STATED EXERCISE.
Scan the data below and pick out the lines containing the word "that".

DATA FOR PROCESSING.
* * *

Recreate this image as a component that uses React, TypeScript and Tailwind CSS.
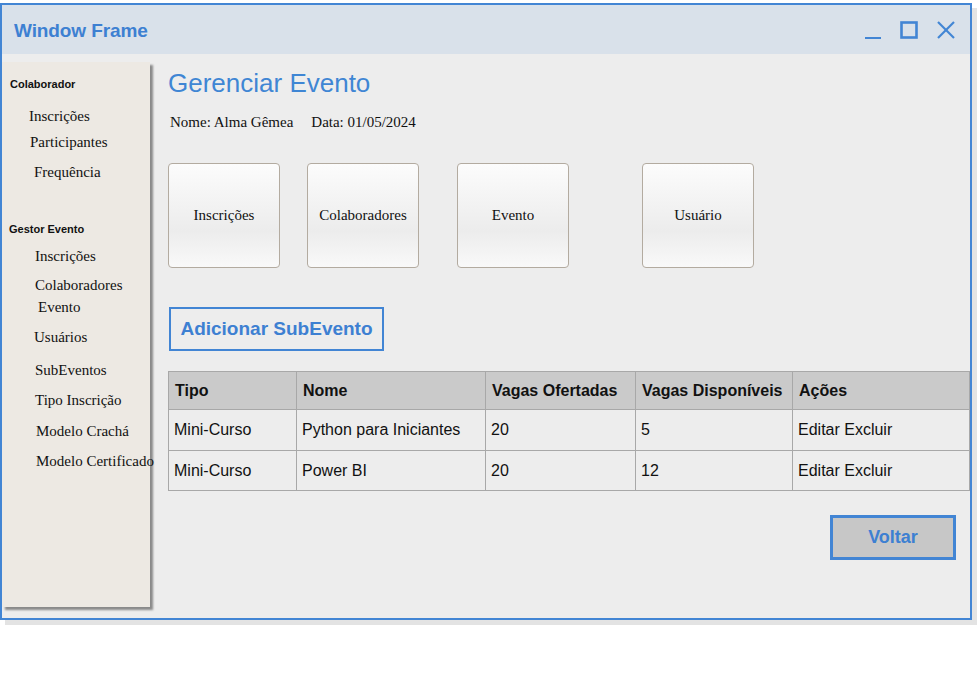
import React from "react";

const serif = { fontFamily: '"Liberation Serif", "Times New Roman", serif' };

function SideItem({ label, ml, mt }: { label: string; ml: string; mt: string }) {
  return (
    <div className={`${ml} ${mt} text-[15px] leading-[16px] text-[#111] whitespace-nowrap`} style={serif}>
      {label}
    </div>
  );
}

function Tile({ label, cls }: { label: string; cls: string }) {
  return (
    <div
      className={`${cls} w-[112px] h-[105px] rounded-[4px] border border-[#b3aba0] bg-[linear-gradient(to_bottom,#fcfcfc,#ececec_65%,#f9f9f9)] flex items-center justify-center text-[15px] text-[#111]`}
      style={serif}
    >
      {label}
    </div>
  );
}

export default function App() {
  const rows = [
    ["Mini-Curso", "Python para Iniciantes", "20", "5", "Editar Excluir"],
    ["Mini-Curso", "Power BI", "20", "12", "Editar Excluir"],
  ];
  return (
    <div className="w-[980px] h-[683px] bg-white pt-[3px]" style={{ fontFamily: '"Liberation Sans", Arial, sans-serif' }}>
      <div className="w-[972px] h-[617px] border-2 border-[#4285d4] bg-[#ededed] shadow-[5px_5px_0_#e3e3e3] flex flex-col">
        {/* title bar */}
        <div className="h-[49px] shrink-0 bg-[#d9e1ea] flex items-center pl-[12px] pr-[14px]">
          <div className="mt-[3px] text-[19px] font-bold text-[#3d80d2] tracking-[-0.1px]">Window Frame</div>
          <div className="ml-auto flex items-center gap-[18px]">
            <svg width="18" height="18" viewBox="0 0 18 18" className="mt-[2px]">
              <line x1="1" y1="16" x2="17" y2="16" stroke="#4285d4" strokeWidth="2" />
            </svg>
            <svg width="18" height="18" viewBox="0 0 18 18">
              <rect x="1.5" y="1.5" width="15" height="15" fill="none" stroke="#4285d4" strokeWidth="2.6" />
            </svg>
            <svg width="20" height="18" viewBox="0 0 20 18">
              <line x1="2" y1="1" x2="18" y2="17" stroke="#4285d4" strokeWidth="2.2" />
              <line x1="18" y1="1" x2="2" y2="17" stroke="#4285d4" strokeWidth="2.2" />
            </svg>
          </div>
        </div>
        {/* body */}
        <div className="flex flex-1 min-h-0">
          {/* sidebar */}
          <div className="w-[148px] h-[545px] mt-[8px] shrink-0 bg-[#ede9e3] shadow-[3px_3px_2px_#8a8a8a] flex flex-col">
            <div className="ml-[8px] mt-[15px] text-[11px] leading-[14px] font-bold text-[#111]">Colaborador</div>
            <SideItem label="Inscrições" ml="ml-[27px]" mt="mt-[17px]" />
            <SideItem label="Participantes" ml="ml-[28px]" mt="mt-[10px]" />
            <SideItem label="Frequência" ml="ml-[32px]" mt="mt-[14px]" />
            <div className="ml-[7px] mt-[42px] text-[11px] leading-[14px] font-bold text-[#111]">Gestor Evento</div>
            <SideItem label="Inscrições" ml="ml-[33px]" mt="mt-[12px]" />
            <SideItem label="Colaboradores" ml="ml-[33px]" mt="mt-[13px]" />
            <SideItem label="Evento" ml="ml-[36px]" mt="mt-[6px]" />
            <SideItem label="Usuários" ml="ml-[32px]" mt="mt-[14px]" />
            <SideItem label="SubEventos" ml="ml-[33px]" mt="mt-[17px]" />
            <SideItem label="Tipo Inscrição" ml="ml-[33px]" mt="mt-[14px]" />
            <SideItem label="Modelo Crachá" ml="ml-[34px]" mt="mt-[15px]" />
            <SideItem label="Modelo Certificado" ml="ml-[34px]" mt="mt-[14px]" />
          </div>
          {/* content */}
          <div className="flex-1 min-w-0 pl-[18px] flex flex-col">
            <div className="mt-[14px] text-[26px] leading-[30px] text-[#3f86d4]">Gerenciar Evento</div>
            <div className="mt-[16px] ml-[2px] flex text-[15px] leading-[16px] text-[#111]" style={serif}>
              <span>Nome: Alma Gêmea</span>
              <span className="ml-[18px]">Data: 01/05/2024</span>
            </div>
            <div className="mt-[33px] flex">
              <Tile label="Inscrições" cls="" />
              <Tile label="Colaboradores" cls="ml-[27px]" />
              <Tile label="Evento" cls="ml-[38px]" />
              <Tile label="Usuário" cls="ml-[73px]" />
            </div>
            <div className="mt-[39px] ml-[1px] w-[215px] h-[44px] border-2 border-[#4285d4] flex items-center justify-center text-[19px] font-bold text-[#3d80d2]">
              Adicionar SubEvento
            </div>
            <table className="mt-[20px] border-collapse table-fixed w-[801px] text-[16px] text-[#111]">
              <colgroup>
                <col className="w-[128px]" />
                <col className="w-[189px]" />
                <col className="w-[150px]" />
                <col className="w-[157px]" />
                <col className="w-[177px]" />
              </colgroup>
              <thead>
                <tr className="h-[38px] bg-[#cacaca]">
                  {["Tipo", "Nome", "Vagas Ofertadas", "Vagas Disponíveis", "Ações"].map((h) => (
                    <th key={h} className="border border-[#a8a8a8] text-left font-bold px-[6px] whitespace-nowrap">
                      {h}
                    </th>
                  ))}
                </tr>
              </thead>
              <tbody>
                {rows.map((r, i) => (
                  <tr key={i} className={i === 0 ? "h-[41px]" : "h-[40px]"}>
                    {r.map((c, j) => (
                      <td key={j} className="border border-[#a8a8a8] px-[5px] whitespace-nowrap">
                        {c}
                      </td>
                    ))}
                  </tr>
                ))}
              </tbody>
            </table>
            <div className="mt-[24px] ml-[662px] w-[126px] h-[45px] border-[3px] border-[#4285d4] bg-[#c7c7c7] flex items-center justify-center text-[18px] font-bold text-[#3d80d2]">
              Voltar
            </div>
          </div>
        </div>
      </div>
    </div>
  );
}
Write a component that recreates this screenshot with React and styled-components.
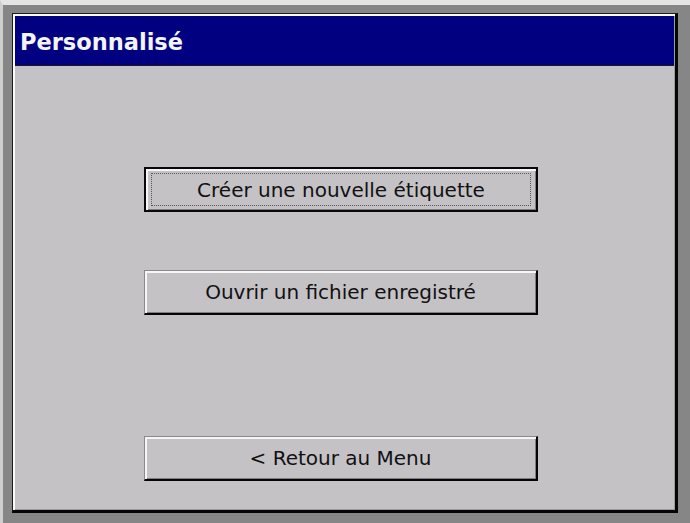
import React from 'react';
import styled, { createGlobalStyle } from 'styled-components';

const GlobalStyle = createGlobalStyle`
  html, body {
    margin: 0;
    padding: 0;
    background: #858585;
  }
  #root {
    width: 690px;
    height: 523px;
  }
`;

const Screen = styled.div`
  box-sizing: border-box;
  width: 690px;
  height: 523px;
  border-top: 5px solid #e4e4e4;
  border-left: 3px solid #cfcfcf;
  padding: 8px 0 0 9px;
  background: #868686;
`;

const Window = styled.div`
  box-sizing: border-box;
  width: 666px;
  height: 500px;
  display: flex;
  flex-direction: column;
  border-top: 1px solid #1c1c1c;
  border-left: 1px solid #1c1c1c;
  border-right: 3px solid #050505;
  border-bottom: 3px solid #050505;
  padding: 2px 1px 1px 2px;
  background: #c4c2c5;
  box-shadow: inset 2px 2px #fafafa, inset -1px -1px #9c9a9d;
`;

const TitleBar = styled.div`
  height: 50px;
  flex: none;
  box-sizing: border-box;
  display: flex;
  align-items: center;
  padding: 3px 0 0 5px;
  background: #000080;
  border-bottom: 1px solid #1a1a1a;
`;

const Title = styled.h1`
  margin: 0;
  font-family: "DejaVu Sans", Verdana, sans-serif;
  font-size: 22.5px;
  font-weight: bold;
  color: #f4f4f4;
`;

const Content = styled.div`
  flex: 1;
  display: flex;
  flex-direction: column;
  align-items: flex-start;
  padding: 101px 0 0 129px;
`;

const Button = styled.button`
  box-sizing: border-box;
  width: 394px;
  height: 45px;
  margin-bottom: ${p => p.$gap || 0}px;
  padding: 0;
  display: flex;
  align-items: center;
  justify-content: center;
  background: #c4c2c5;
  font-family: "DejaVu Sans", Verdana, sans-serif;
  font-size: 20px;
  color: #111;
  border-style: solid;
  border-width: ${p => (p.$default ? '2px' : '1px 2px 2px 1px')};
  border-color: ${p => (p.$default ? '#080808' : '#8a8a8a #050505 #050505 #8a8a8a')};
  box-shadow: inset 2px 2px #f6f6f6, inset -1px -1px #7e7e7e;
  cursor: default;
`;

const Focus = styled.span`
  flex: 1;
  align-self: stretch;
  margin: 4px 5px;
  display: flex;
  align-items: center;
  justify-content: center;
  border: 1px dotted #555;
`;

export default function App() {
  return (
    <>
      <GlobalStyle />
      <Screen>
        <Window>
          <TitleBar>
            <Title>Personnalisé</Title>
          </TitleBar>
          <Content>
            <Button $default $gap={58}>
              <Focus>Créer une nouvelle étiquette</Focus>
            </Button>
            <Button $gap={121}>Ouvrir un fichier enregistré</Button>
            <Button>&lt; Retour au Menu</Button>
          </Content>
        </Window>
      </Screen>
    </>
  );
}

* * *

THE ANSWER.
Recreate this image as a component that uses React, TypeScript and Tailwind CSS.
Write a component that recreates this screenshot with React and styled-components.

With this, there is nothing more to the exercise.